Introduction
Supply-side policies aim to improve the productive capacity of an economy by enhancing the factors of production, shifting the long-run aggregate supply curve rightward. This answer considers two such policies, education and retraining, and tax incentives and grants for investment, and discusses how far each improves the standard of living.
Education and retraining
One common supply-side policy is increasing subsidies for education and retraining. By investing in human capital, the government improves the skills and productivity of the workforce, for example by expanding university and vocational training or subsidising firms to retrain workers. As the labour force becomes more skilled, long-run aggregate supply shifts rightward, raising potential output. In an economy already at full employment, such as Singapore, this raises real national income and economic growth. Higher real income lifts disposable incomes, allowing citizens to afford more goods and services and improving the material standard of living; a more educated workforce may earn higher wages, giving access to better housing, healthcare and education. Higher education also improves the non-material standard of living, as it is associated with greater job satisfaction and fulfilment, improving mental well-being and life satisfaction.

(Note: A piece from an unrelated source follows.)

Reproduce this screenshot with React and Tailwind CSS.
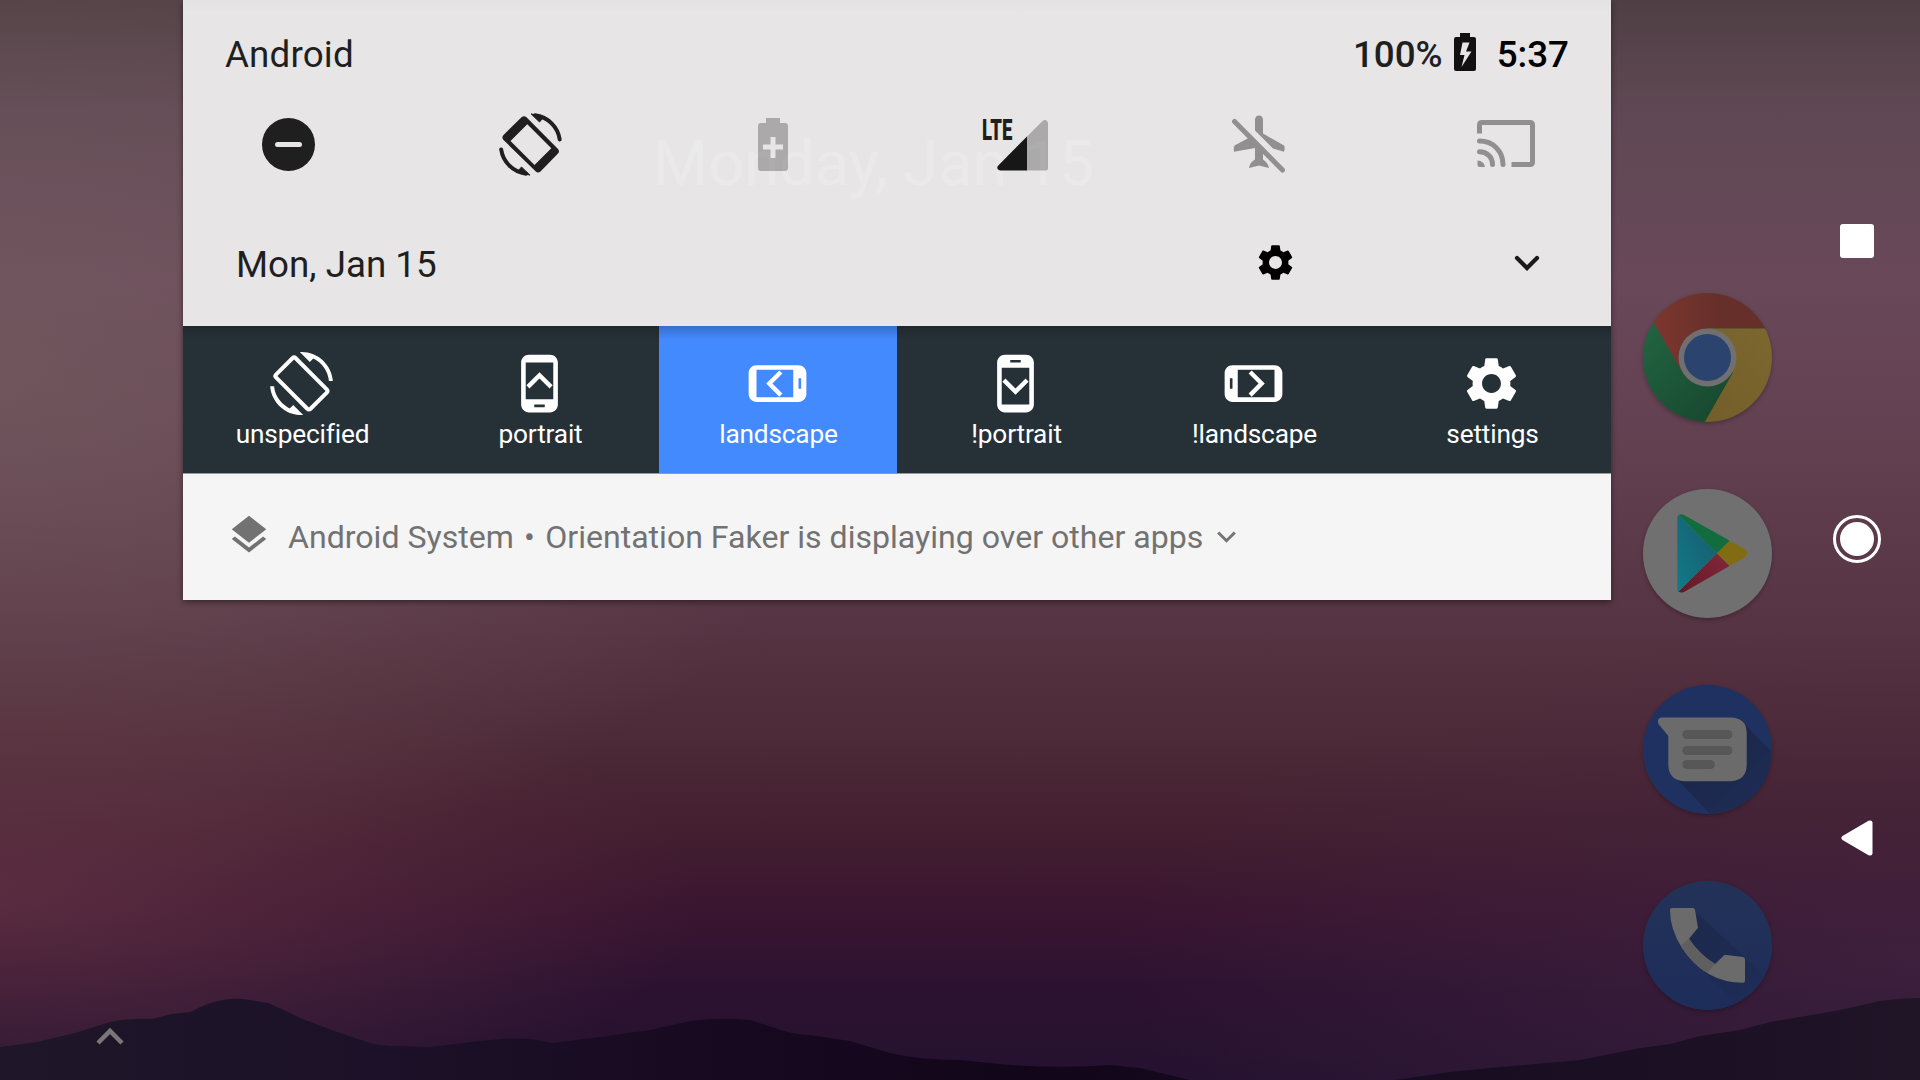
import React from 'react';
import { MdScreenRotation, MdSettings, MdLayers } from 'react-icons/md';

function Wallpaper() {
  return (
    <div className="absolute inset-0 bg-[linear-gradient(180deg,#4f3f44_0px,#5f4853_110px,#694859_280px,#624050_450px,#583544_610px,#4d2a37_740px,#431f30_830px,#3a1530_910px,#2c1230_990px,#241230_1080px)]">
      <div className="absolute inset-0 bg-[radial-gradient(ellipse_850px_520px_at_0px_380px,#78616399,#78616300)]" />
      <div className="absolute inset-0 bg-[radial-gradient(ellipse_700px_250px_at_0px_900px,#6e3a4a99,#6e3a4a00)]" />
      <div className="absolute inset-0 bg-[radial-gradient(ellipse_800px_330px_at_1920px_960px,#45284499,#45284400)]" />
      <svg className="absolute inset-0" width="1920" height="1080" viewBox="0 0 1920 1080">
        <defs>
          <linearGradient id="ridge" gradientUnits="userSpaceOnUse" x1="0" x2="1920" y1="0" y2="0">
            <stop offset="0" stopColor="#1f1629" />
            <stop offset="0.2" stopColor="#1c1128" />
            <stop offset="0.38" stopColor="#170920" />
            <stop offset="0.55" stopColor="#12061a" />
            <stop offset="0.8" stopColor="#1a0e22" />
            <stop offset="1" stopColor="#1f1527" />
          </linearGradient>
        </defs>
        <path
          fill="url(#ridge)"
          d="M0 1047L37 1042L75 1033L110 1022Q130 1018 152 1019L172 1014L190 1012Q205 1004 218 1001Q234 997 250 1000L268 1003Q285 1010 300 1018L340 1033L370 1043Q385 1047 400 1046L430 1047L470 1042Q510 1037 532 1039L552 1043L600 1037L650 1030L690 1021Q720 1017 750 1020L775 1028Q790 1034 810 1035L850 1041L890 1053Q920 1060 960 1060L1000 1064Q1060 1069 1110 1065L1140 1068L1190 1080H0Z"
        />
        <path
          fill="url(#ridge)"
          d="M1395 1080L1450 1072L1500 1067L1580 1060L1640 1048L1670 1044L1700 1036L1740 1030L1770 1022L1840 1010L1880 1001Q1900 998 1920 998V1080Z"
        />
        <path d="M98 1043L110 1031L122 1043" fill="none" stroke="#7b7779" strokeWidth="4.500" />
      </svg>
    </div>
  );
}

function AutoRotate() {
  return (
    <svg width="63" height="63" viewBox="0 0 63 63" fill="none" stroke="#1f1f1f">
      <path
        fill="#1f1f1f"
        stroke="none"
        fillRule="evenodd"
        d="M22.500 4.300Q25 2.200 27.500 4.300L59 36Q61 38.300 59 40.600L41.500 58.500Q39 60.500 36.800 58.500L4.500 27Q2.300 24.500 4.500 22ZM28.300 11.200L11.500 28L35.500 52L52.300 35.200Z"
      />
      <path d="M36 2.300C49 4 59 14 60.700 26.500" strokeWidth="4" strokeLinecap="round" />
      <path d="M27 60.700C14 59 4 49 2.200 36.500" strokeWidth="4" strokeLinecap="round" />
      <path d="M32 .8L40.500 9L44 5Z M31 62.200L22.500 54L19 58Z" fill="#1f1f1f" strokeWidth="1" />
    </svg>
  );
}

function QuickIcons() {
  return (
    <div className="flex h-[66px] items-center pl-[78.500px]">
      <div className="flex h-[53px] w-[53px] items-center justify-center rounded-full bg-[#1f1f1f]">
        <div className="h-[5px] w-[27px] rounded-full bg-[#e7e5e6]" />
      </div>
      <div className="ml-[184.500px]">
        <AutoRotate />
      </div>
      <svg className="ml-[196px]" width="30" height="53" viewBox="0 0 30 53">
        <path
          fill="#000"
          fillOpacity=".26"
          fillRule="evenodd"
          d="M8 0H22V5H27Q30 5 30 8V50Q30 53 27 53H3Q0 53 0 50V8Q0 5 3 5H8ZM12.500 19V26.500H5V31.500H12.500V40H17.500V31.500H25V26.500H17.500V19Z"
        />
      </svg>
      <div className="relative ml-[194px] h-[53px] w-[66px]">
        <span className="absolute left-0 top-[-3px] origin-left scale-x-[0.640] text-[29px] font-black leading-[30px] text-[#1f1f1f]">
          LTE
        </span>
        <svg className="absolute left-[15px] top-[1px]" width="51" height="52" viewBox="0 0 51 52">
          <path d="M30 17.500L46 1.500Q50 -.5 51 4V49Q51 51.500 48.500 51.500H30Z" fill="#000" fillOpacity=".26" />
          <path d="M30 17.500V51.500H3Q-1 50.500 .8 47Z" fill="#171717" />
        </svg>
      </div>
      <svg className="ml-[183px]" width="56" height="58" viewBox="0 0 56 58" fill="#918f90">
        <path d="M24 4.500Q24.500 .5 28 .5Q31.500 .5 32 4.500V18.500L53 30.500Q54.300 33 53 36.800L42 33.500L24 15.500Z" />
        <path d="M18.500 22.500L32 36V44.500Q37 47.500 38 53L28 50.500L18 53Q18.500 47.500 24 44.500V33L3 36.800Q2 33 3.500 30.500Z" />
        <path d="M3.500 6.500L51.500 55" fill="none" stroke="#918f90" strokeWidth="5" strokeLinecap="round" />
      </svg>
      <svg className="ml-[190px]" width="58" height="48" viewBox="0 0 58 48" fill="none" stroke="#918f90" strokeWidth="5">
        <path d="M2.500 13.500V5Q2.500 2.500 5 2.500H53Q55.500 2.500 55.500 5V42Q55.500 44.500 53 44.500H34.500" />
        <path d="M2.500 21C16 21 26 31 26 44.500M2.500 31.800C10 31.800 15.500 37 15.500 44.500" strokeLinecap="round" />
        <path d="M.5 40.500Q7 41 8 47H2.500Q.5 47 .5 45Z" fill="#918f90" stroke="none" />
      </svg>
    </div>
  );
}

function PhoneGlyph({ turn }) {
  return (
    <svg width="63" height="63" viewBox="0 0 24 24" fill="#fff" className={turn}>
      <path d="M16 1H8C6.340 1 5 2.340 5 4v16c0 1.660 1.340 3 3 3h8c1.660 0 3-1.340 3-3V4c0-1.660-1.340-3-3-3zm-2 20h-4v-1h4v1zm3.250-3H6.750V4h10.500v14z" />
      <path d="M12 7.700L7 12.700L8.170 13.870L12 10.060L15.830 13.870L17 12.700Z" />
    </svg>
  );
}

const tiles = [
  { label: 'unspecified', icon: <MdScreenRotation size={63} /> },
  { label: 'portrait', icon: <PhoneGlyph turn="" /> },
  { label: 'landscape', icon: <PhoneGlyph turn="-rotate-90" />, active: true },
  { label: '!portrait', icon: <PhoneGlyph turn="rotate-180" /> },
  { label: '!landscape', icon: <PhoneGlyph turn="rotate-90" /> },
  { label: 'settings', icon: <MdSettings size={63} /> },
];

function Shade() {
  return (
    <div className="relative h-[600px] w-[1428px] shrink-0 shadow-[0_2px_6px_rgba(0,0,0,0.45)]">
      <div className="relative h-[326px] overflow-hidden bg-[#e7e5e6]">
        <div className="absolute inset-x-0 top-0 h-3 bg-gradient-to-b from-[#e3e3e3] to-[#e7e5e6]" />
        <span className="absolute left-[470px] top-[126px] whitespace-nowrap text-[63.200px] leading-[75px] text-[#ebeaeb]">
          Monday, Jan 15
        </span>
        <div className="relative flex h-[111px] items-center pl-[42px] pr-[42px]">
          <span className="mt-[-2px] text-[36.750px] leading-[44px] tracking-[0.150px] text-[#1f1f1f]">Android</span>
          <span className="ml-auto mt-[-2px] text-[36.750px] font-medium leading-[44px] text-[#1f1f1f]">100%</span>
          <svg className="ml-[11px] mt-[-7px]" width="22" height="38" viewBox="0 0 22 38">
            <path
              fill="#111"
              fillRule="evenodd"
              d="M6 0H16V4H20Q22 4 22 6V36Q22 38 20 38H2Q0 38 0 36V6Q0 4 2 4H6ZM8.500 9.500L6 22H10.500L7.500 34L17.500 18.500H12L15.500 9.500Z"
            />
          </svg>
          <span className="ml-[21px] mt-[-2px] text-[36.750px] font-medium leading-[44px] text-black">5:37</span>
        </div>
        <div className="relative">
          <QuickIcons />
        </div>
        <div className="relative mt-[64px] flex h-[44px] items-center pl-[53px] pr-[71px]">
          <span className="mt-[3px] text-[36.750px] leading-[44px] text-[#1f1f1f]">Mon, Jan 15</span>
          <MdSettings size={43} className="ml-auto mt-[-1px] text-black" />
          <svg className="ml-[217px]" width="26" height="16" viewBox="0 0 26 16">
            <path d="M3 3L13 13L23 3" fill="none" stroke="#1a1a1a" strokeWidth="4.200" strokeLinecap="round" />
          </svg>
        </div>
      </div>
      <div className="relative flex h-[147px] bg-[#263137]">
        {tiles.map((t) => (
          <div
            key={t.label}
            className={
              t.active
                ? 'flex w-[238px] flex-col items-center bg-[#448aff] pt-[26px] text-white'
                : 'flex w-[238px] flex-col items-center pt-[26px] text-white'
            }
          >
            <div className="mr-[2px]">{t.icon}</div>
            <span className="ml-[1px] mt-[3px] text-[26.250px] leading-[32px] tracking-[-0.180px]">{t.label}</span>
          </div>
        ))}
        <div className="absolute inset-x-0 top-0 h-[14px] bg-gradient-to-b from-black/20 to-transparent" />
      </div>
      <div className="flex h-[127px] items-center border-t border-[#969b9e] bg-[#f5f5f5] pl-[42.500px] text-[#727272]">
        <MdLayers size={46} className="mt-[-4px]" />
        <span className="ml-[16.500px] whitespace-nowrap text-[32.100px] leading-[38px]">
          Android System<span className="mx-[2.300px]"> • </span>Orientation Faker is displaying over other apps
        </span>
        <svg className="ml-[14px]" width="19" height="12" viewBox="0 0 19 12">
          <path d="M1.200 1.500L9.500 9.700L17.800 1.500" fill="none" stroke="#757575" strokeWidth="3" />
        </svg>
      </div>
    </div>
  );
}

function Chrome() {
  return (
    <svg width="129" height="129" viewBox="0 0 129 129">
      <defs>
        <clipPath id="disc">
          <circle cx="64.500" cy="64.500" r="64.500" />
        </clipPath>
        <linearGradient id="chromeRed" x1="0" x2="1">
          <stop offset=".1" stopColor="#7d372f" />
          <stop offset=".6" stopColor="#672f2a" />
        </linearGradient>
        <linearGradient id="chromeGreen" x1="0" x2="1" y1="0" y2="1">
          <stop offset="0" stopColor="#236a46" />
          <stop offset=".7" stopColor="#194b31" />
        </linearGradient>
        <linearGradient id="chromeYellow" x1="1" x2="0" y1="0" y2="1">
          <stop offset="0" stopColor="#7d672f" />
          <stop offset="1" stopColor="#735e2a" />
        </linearGradient>
      </defs>
      <g clipPath="url(#disc)">
        <path fill="url(#chromeGreen)" d="M0 0H129V129H0Z" />
        <path fill="url(#chromeRed)" d="M-6.800 0L39.500 79.400L64.500 64.500V35.500H129V0Z" />
        <path fill="url(#chromeYellow)" d="M64.500 35.500H129V129H61.800L90 79.400L64.500 64.500Z" />
      </g>
      <circle cx="64.500" cy="64.500" r="29" fill="#707070" />
      <circle cx="64.500" cy="64.500" r="23.500" fill="#2b446f" />
    </svg>
  );
}

function Play() {
  return (
    <svg width="129" height="129" viewBox="0 0 129 129">
      <defs>
        <clipPath id="playShape">
          <path d="M34.300 28.500Q35.500 23.500 41 26L101.500 60Q107 64.300 101.500 68.600L41 103Q35.500 105 34.300 100Z" />
        </clipPath>
        <linearGradient id="playBlue" x1="1" x2="0" y1="0" y2="1">
          <stop offset="0" stopColor="#175a6c" />
          <stop offset="1" stopColor="#127a88" />
        </linearGradient>
        <linearGradient id="playRed" x1="1" x2="0" y1="0" y2="1">
          <stop offset="0" stopColor="#84283a" />
          <stop offset="1" stopColor="#5f1724" />
        </linearGradient>
      </defs>
      <circle cx="64.500" cy="64.500" r="64.500" fill="#707070" />
      <g clipPath="url(#playShape)">
        <path fill="#126d3d" d="M34 20V24.500L74 64.300L86.500 52L60 20Z" />
        <path fill="url(#playRed)" d="M34 110V104L74 64.300L86.500 77L60 110Z" />
        <path fill="#816c12" d="M74 64.300L90 48.500L110 64.300L90 80Z" />
        <path fill="url(#playBlue)" d="M34 24.500L74 64.300L34 104Z" />
      </g>
    </svg>
  );
}

function Messages() {
  return (
    <svg width="129" height="129" viewBox="0 0 129 129">
      <defs>
        <linearGradient id="msgShadow" x1="0" x2="1" y1="0" y2="1">
          <stop offset=".4" stopColor="#1c274a" />
          <stop offset="1" stopColor="#1e2e59" />
        </linearGradient>
      </defs>
      <circle cx="64.500" cy="64.500" r="64.500" fill="#1f3160" />
      <path fill="url(#msgShadow)" d="M100 38L128.500 66Q127 120 67 129L32 92Z" />
      <path
        fill="#6b6b6b"
        d="M18.500 32.500H88Q103.700 33 103.700 48V80Q103.500 95 88 96.300H41Q25.800 95 25.300 80V51L15.500 39Q13.500 33.500 18.500 32.500Z"
      />
      <g fill="#575757">
        <rect x="39.300" y="45" width="50" height="9" rx="4.500" />
        <rect x="39.300" y="61" width="50" height="9" rx="4.500" />
        <rect x="39.300" y="75" width="32.500" height="9" rx="4.500" />
      </g>
    </svg>
  );
}

function Phone() {
  return (
    <svg width="129" height="129" viewBox="0 0 129 129">
      <defs>
        <linearGradient id="phoneFill" x1=".5" x2=".5" y1="0" y2="1">
          <stop offset="0" stopColor="#223257" />
          <stop offset="1" stopColor="#1d2d5a" />
        </linearGradient>
        <linearGradient id="phoneShadow" x1="0" x2="1" y1="0" y2="1">
          <stop offset="0" stopColor="#1d294c" />
          <stop offset="1" stopColor="#1e2d58" />
        </linearGradient>
      </defs>
      <circle cx="64.500" cy="64.500" r="64.500" fill="url(#phoneFill)" />
      <path fill="url(#phoneShadow)" d="M54 32L122 95Q112 113 92 122L64 94L46 58Z" />
      <path
        fill="#6b6b6b"
        d="M29 27H50Q51.700 27 52 29L55 46.700L46 57.700Q56 73 72 83L81.700 73.700L100 76Q102 76.300 102 78.500V99.500Q102 101.700 100 101.700Q62 101.700 39 67Q27 48 27 29Q27 27 29 27Z"
      />
      <path fill="#5f5f5f" d="M46 57.700Q56 73 72 83L64.300 92Q48 82 37.700 64.500Z" />
    </svg>
  );
}

export default function App() {
  return (
    <div className="relative h-[1080px] w-[1920px] overflow-hidden font-['Roboto',sans-serif]">
      <Wallpaper />
      <div className="relative flex h-full items-start pl-[183px]">
        <Shade />
        <div className="flex w-[183px] shrink-0 flex-col gap-[67px] pl-[32px] pt-[293px]">
          {[Chrome, Play, Messages, Phone].map((Icon, i) => (
            <div key={i} className="h-[129px] w-[129px] rounded-full shadow-[0_2px_4px_rgba(0,0,0,0.25)]">
              <Icon />
            </div>
          ))}
        </div>
        <div className="flex w-[126px] shrink-0 flex-col items-center pt-[224px]">
          <div className="h-[34px] w-[34px] rounded-[3px] bg-white" />
          <div className="mr-[1px] mt-[257px] flex h-[48px] w-[48px] items-center justify-center rounded-full border-[3px] border-white">
            <div className="h-[34px] w-[34px] rounded-full bg-white" />
          </div>
          <svg className="mt-[257px]" width="32" height="36" viewBox="0 0 32 36">
            <path d="M27.500 .8Q31 -.5 31.500 2.500V33.500Q31 36.500 27.500 35.200L1.500 20Q-.8 18 1.500 16Z" fill="#fff" />
          </svg>
        </div>
      </div>
    </div>
  );
}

However, the effects take time, since skills development is a long-term investment and there is a lag before workers can fully use new skills in the labour market. Not all industries benefit equally, so improvements in living standards may be uneven across sectors.
Tax incentives and grants to encourage investment
Governments often use tax incentives and grants to attract foreign direct investment and encourage domestic firms to invest in capital goods. Lower corporate tax rates or investment grants raise both domestic and foreign investment, stimulating growth. Because investment is a component of aggregate demand, higher investment shifts aggregate demand rightward, raising national income and disposable incomes and improving the material standard of living. Investment in capital goods also raises productive capacity, shifting long-run aggregate supply rightward and improving long-term growth prospects for a more sustainable rise in living standards. In Singapore, for example, incentives attracted Las Vegas Sands to invest in the Marina Bay Sands integrated resort, which created jobs, upgraded the skills of local workers in hospitality and events, raised wages and provided new leisure amenities, improving both material and non-material standards of living.
However, foreign direct investment carries risks. Foreign firms may be footloose and could relocate or downsize in adverse conditions, causing job losses and instability. Dyson's decision in October 2024 to retrench workers in Singapore highlights the vulnerability of relying on foreign firms for employment, which can reduce the long-term benefits for living standards.
Evaluative conclusion
Supply-side policies such as investing in education and providing tax incentives for investment can improve both material and non-material standards of living, because higher skills, productivity and investment boost growth, raise incomes and improve access to goods and services. However, the extent of the improvement depends on effective implementation and the time needed for benefits to materialise, and reliance on footloose foreign investment is risky. Supply-side policies are therefore a crucial tool for raising living standards, but they must be carefully managed to ensure sustainable and equitable growth.